Déclaration de la FSU
Manifestation pour la régularisation de Madama Diawara
On ne naît pas étranger, on le devient : on le devient quand un jour, on doit quitter son pays, poussé par la misère, la guerre, la brutalité d’un régime politique ou une catastrophe environnementale.
On ne naît pas clandestin, on le devient : on le devient quand une administration vous signifie, par une fin de non-recevoir, son refus de vous régulariser.
Ils sont plusieurs centaines de millions à fuir chaque année leur pays d’origine pour emprunter les routes chaotiques de la migration. Seule une poignée d’entre eux arrive dans notre pays au terme d’un chemin de croix : le plus souvent pour nous, ces hommes, ces femmes et ces enfants, ne sont que des statistiques, des chiffres, sans visage, sans nom, sans voix ; ce sont des invisibles.
Et voilà qu’aujourd’hui, en Haute-Loire, se détachent une figure, un visage et un nom : Madama Diawara, dix-neuf ans, de nationalité malienne, arrivé mineur en France. Une voix aussi se fait entendre, celle de nos camarades, Éric et Véronique, qui depuis deux ans, l’hébergent et l’accompagnent dans chaque moment de sa vie.
La situation de Madama nous interpelle en elle-même, mais aussi parce qu’elle fait écho à celle que vivent les jeunes mineurs ou majeurs étrangers dans notre pays. Nous dénonçons le climat de suspicion généralisée autour des documentations produites par ces jeunes ; nous dénonçons les délais d’attente honteux pour obtenir l’examen de la minorité d’âge ; nous dénonçons le manque de moyens pour la prise en charge de ces jeunes, tant sur le plan de l’accompagnement que sur celui des besoins pédagogiques.
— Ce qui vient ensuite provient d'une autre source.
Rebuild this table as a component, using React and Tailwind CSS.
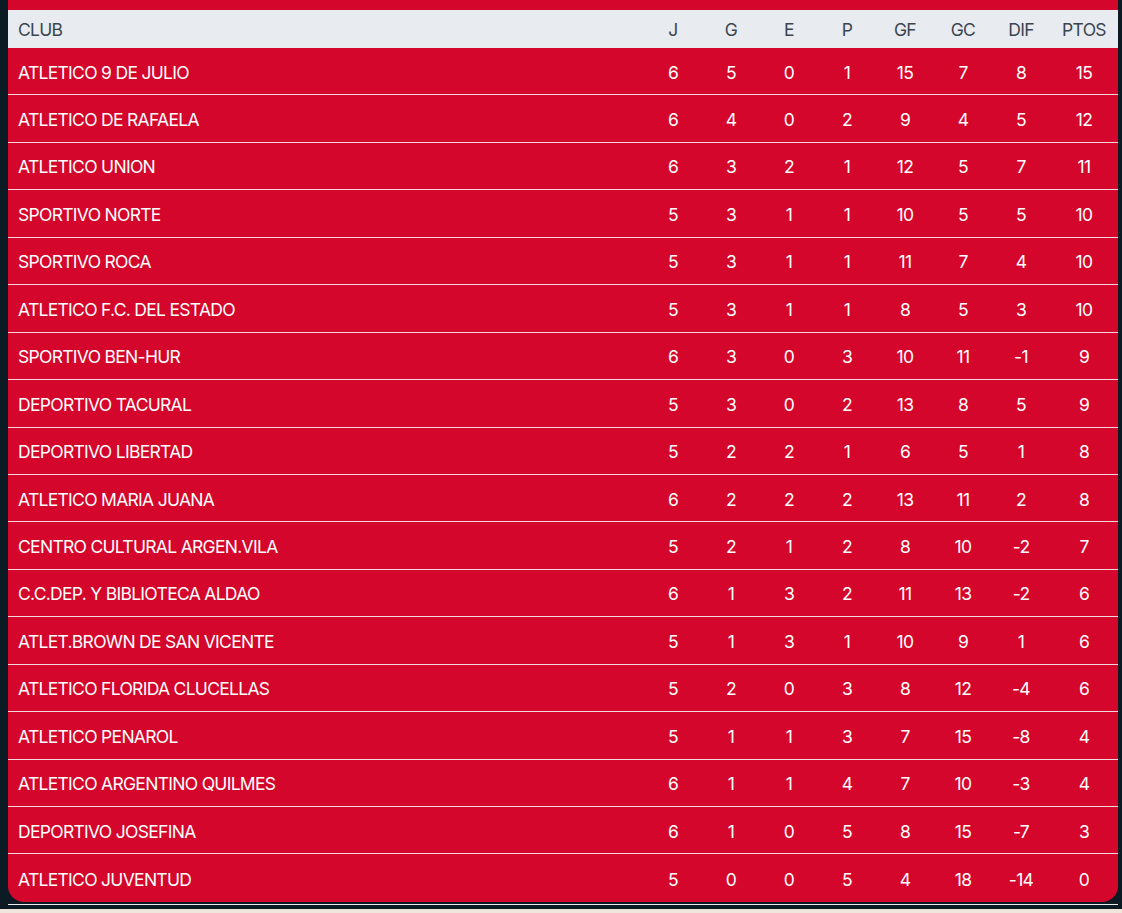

Car c’est bien en tant que fédération syndicale de l’enseignement que nous vous interpellons, Monsieur le Préfet : Madama, pour nous ses enseignants, n’est et ne sera jamais un clandestin. Madama est un de nos élèves, il fait entièrement partie de la communauté scolaire, celle de l’Ecole de la République qui ne fait aucune distinction d’origine entre les enfants et les jeunes qu’elle accueille en son sein. Depuis deux ans, Madama et nous habitons le même monde. Depuis deux ans, Madama est enraciné dans une vie ici, en Haute-Loire, dans une famille d’accueil, mais pas seulement : il est aussi enraciné dans une langue, dans des savoirs, dans une culture. Depuis deux ans, l’Etat mobilise des moyens, du matériel, des enseignants, pour que Madama puisse recevoir, de la même façon que tout autre élève de la République, un enseignement et une formation. Ne nous dites pas aujourd’hui, Monsieur le Préfet, que tous ces moyens, tous ces efforts, n’auront servi à rien ; ne nous dites pas aujourd’hui que la parole donnée peut être trahie du jour au lendemain ; ne nous dites pas aujourd’hui qu’à vos yeux, la transmission, l’éducation, n’ont aucune valeur, et que l’on peut jeter par les fenêtres tout ce qui a été déposé en un élève.
Nous défendons la cohérence, la continuité : expulser celui qui a un jour été accueilli dans les murs de l’Ecole de la République, c’est faire le choix de l’inconséquence.
Pour Madama, et pour tous les autres, nous n’avons qu’un seul mot : régularisation.